From the first line of the listing below, retype each line up to and including the one with "string; focus?: boolean"; pictures stay out.
-- BEGIN DATA BLOCK --
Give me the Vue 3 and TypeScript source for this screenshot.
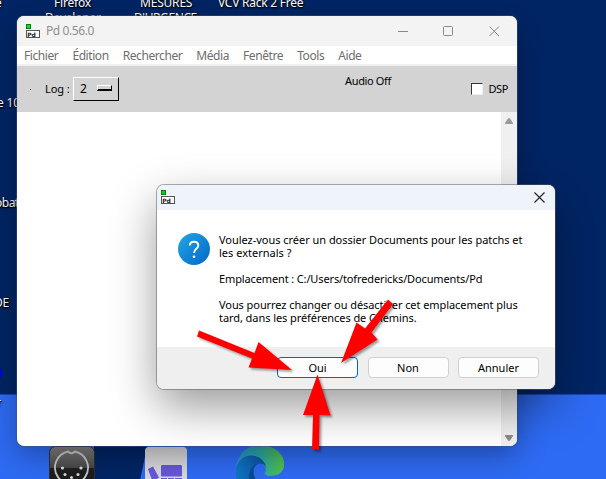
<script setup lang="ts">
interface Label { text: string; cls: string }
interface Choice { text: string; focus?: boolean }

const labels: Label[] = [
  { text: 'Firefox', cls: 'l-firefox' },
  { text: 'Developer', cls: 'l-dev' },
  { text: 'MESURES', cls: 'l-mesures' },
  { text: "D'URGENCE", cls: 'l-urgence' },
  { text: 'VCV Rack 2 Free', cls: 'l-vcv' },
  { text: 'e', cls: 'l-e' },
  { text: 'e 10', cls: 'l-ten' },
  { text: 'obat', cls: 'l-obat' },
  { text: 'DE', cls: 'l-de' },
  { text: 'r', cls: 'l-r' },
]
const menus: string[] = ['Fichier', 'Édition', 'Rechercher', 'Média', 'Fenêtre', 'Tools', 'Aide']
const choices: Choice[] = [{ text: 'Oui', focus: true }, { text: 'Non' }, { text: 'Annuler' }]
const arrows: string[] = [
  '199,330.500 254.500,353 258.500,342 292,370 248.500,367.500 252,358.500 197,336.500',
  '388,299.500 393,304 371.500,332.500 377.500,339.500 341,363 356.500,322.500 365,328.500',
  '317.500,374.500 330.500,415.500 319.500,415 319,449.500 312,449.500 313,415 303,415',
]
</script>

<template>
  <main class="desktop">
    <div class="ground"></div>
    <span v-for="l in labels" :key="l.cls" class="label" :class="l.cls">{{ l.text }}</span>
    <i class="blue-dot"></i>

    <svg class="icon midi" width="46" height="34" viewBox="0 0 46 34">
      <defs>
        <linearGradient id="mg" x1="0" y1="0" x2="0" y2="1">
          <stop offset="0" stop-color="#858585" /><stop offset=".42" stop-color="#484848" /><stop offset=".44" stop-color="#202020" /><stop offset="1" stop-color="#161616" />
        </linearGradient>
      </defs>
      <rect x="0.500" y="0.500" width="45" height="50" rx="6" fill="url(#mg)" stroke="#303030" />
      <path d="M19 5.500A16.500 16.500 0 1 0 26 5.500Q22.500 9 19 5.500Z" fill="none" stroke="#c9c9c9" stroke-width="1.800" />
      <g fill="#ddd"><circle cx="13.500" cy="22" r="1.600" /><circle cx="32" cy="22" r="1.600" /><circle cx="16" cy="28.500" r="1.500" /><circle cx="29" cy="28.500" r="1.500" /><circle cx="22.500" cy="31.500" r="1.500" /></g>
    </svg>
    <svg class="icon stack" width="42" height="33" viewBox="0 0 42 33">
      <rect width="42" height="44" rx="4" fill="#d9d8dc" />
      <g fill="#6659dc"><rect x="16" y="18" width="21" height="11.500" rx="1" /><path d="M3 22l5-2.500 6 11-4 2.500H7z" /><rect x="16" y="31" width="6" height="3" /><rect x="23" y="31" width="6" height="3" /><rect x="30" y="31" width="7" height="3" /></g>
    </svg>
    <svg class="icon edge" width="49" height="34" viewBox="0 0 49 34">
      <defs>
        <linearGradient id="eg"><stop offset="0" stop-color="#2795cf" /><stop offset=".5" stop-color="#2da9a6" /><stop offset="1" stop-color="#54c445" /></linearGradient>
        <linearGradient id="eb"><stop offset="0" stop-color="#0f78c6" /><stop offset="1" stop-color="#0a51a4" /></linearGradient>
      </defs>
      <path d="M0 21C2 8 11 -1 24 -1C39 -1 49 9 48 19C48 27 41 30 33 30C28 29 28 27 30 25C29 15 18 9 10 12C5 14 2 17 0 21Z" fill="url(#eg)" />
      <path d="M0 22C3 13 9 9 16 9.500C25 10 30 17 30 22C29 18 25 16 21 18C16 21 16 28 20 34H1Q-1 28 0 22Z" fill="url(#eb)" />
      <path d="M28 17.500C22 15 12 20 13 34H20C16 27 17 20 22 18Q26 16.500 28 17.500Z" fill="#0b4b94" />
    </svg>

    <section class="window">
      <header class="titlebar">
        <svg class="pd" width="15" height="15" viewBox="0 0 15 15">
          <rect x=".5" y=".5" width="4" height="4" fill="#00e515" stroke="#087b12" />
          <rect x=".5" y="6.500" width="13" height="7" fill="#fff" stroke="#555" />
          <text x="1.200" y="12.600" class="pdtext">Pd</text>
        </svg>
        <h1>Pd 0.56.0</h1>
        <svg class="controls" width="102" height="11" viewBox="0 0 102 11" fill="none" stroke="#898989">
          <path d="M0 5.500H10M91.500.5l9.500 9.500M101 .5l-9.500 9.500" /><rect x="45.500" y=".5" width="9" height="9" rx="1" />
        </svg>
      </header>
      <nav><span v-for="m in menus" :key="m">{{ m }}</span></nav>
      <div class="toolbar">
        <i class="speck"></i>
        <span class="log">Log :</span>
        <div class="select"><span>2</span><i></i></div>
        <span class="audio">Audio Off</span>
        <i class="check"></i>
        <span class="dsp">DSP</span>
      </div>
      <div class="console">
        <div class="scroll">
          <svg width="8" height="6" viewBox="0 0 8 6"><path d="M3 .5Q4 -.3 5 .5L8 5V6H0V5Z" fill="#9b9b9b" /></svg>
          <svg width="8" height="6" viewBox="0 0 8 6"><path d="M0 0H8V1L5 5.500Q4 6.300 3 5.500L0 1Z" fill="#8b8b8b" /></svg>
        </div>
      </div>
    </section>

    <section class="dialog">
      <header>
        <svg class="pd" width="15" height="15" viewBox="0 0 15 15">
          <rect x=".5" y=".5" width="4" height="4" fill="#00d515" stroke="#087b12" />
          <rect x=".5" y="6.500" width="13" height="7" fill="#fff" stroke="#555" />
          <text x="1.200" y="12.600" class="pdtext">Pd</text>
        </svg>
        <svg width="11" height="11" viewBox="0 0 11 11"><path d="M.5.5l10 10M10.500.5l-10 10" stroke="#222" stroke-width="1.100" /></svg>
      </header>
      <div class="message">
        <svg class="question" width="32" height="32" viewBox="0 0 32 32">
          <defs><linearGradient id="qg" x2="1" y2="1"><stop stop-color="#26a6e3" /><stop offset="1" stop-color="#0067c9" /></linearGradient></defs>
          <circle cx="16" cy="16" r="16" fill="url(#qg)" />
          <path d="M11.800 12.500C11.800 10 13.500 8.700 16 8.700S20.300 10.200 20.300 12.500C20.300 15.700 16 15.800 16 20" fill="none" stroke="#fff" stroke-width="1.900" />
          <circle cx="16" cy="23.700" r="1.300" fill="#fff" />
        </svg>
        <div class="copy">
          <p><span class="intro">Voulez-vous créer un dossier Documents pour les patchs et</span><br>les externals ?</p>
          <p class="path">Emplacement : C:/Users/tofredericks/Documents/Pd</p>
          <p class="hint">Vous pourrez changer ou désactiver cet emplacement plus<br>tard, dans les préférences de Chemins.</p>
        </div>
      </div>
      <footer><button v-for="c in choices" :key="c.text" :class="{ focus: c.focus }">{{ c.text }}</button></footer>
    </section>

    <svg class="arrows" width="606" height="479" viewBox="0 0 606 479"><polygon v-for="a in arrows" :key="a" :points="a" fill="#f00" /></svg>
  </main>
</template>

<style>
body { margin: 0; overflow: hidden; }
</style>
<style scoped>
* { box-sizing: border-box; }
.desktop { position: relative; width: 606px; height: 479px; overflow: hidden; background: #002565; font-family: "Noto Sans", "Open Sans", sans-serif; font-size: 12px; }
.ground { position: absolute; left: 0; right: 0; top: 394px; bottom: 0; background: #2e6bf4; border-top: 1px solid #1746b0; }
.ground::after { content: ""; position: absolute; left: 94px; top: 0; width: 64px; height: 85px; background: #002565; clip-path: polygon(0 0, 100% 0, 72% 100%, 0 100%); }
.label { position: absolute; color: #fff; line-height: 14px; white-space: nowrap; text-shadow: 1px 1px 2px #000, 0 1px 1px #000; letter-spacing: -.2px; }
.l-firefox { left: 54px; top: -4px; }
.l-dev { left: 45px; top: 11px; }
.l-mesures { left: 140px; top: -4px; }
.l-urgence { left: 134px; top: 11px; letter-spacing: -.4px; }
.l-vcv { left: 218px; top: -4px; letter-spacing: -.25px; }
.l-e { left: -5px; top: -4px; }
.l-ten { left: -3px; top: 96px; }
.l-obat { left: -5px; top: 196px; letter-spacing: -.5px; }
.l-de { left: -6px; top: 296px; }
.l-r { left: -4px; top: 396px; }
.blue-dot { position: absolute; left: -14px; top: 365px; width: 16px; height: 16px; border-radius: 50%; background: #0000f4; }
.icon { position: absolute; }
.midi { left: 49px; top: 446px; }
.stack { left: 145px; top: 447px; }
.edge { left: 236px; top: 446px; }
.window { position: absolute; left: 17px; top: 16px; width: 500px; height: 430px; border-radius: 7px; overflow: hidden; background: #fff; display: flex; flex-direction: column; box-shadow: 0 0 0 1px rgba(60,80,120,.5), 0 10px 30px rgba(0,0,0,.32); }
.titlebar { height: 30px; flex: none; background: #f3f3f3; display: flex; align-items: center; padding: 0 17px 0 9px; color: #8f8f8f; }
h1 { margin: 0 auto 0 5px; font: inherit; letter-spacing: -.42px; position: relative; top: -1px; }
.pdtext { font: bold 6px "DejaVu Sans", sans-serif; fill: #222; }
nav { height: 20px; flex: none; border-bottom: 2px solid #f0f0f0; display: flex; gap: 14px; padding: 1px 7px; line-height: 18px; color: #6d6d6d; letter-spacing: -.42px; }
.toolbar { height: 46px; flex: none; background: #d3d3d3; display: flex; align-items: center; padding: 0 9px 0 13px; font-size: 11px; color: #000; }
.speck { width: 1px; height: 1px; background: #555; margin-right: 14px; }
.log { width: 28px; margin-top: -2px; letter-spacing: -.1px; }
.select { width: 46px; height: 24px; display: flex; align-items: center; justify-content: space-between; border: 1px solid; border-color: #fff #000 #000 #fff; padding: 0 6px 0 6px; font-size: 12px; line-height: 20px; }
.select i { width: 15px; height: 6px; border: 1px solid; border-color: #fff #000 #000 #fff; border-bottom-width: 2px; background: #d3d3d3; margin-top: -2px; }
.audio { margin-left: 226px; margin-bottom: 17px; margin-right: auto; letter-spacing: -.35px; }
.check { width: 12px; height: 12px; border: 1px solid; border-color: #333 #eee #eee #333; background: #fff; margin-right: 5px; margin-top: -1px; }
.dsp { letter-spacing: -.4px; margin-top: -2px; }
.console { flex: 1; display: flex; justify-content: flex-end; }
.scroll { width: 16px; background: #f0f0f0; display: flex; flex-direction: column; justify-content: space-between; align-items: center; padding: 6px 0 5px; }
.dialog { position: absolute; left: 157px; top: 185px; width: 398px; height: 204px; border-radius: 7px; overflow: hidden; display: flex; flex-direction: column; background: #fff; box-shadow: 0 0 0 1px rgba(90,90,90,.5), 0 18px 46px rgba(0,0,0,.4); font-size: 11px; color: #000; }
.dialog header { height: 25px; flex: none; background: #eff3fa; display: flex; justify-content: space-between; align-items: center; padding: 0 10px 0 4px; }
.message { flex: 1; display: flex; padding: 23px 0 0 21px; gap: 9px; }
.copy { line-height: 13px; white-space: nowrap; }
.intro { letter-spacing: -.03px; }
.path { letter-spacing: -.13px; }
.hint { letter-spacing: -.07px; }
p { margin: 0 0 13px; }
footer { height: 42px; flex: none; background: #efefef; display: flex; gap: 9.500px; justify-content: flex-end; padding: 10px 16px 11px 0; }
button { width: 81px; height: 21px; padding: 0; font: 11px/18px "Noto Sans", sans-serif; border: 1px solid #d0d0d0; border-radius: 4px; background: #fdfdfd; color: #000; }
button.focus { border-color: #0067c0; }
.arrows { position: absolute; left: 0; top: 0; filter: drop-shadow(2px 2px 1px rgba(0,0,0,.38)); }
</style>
-- END DATA BLOCK --
• _EXPECTED OUTPUT_:
Give me the Vue 3 and TypeScript source for this screenshot.
<script setup lang="ts">
interface Label { text: string; cls: string }
interface Choice { text: string; focus?: boolean }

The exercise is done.